Paper and pencil is how everything was done before technology and is something we can return to as a solution to the challenges we are facing today. Catherine Gurecky, a SWE Outreach Committee Member, suggests creating a take-home “outreach packet” for the student. Groups that originally held events where they purchased kits or resources to create activities for children could write the instructions and a lesson, print them out, and put them in a packet with the necessary materials for the student to complete on their own. Then donate these kits to schools or local libraries so that students have a variety of ways to pick them up. If usually it is provided during the event, you can even add a snack for the students! If funding for these materials is a problem, provide simply the instructions for activities that can be done with items commonly found in their own homes. Click here to learn about activities that students can do with common household items.

Another alternative to paper instructions is creating videos and distributing them in ways that do not require the internet. Students that may not have internet access may have access to a TV or DVD player. This NBC article discusses a PBS broadcast of local teachers which helped reach out to their students and provide lessons for those who did not have reliable internet access. Although not everyone will have access to broadcasting materials, outreach members could create a DVD by recording videos in their own home and compiling them to be distributed to students. Using a video could help present background information in a way that is more engaging for kids as well as it allows them to see activities that might be too expensive to be sent home with the students. This can help bring back the visual aspect of learning.
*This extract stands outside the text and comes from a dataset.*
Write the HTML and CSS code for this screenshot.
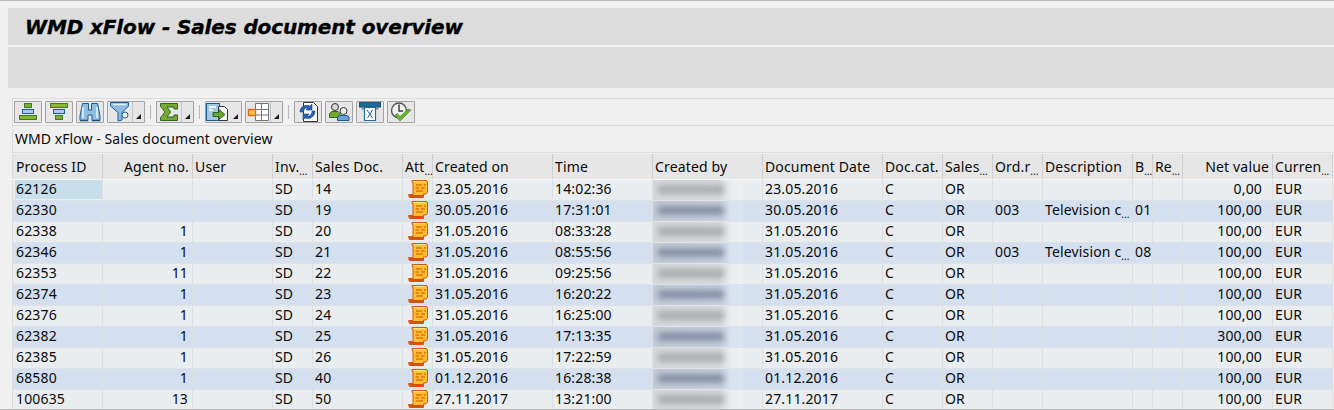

If tv access is not an option, another great idea is to distribute STEM-related books to children. If there are any funds remaining from outreach events that were not held, they could be used to purchase books that can be picked up from local libraries or schools. Libraries themselves might be willing to donate some books for the cause. With how much technology is being relied on in today’s society, the amount people are reading has gone down. This could be the time to help rest children’s eyes from staring at the screen all day. Click here for a link to a list of STEM-related books.

STEM books for kids

In the end, the most important thing to remember is that not all students will be learning the same; what might work for one student might not for another. It is important to not only reach out to students without internet access but to also find a way to receive feedback from them. For each outreach event/packet, try to attach a letter, paper and a stamp so that the kids or their parents/guardians can write back what did or did not work as well as suggest some ideas of how things can be improved!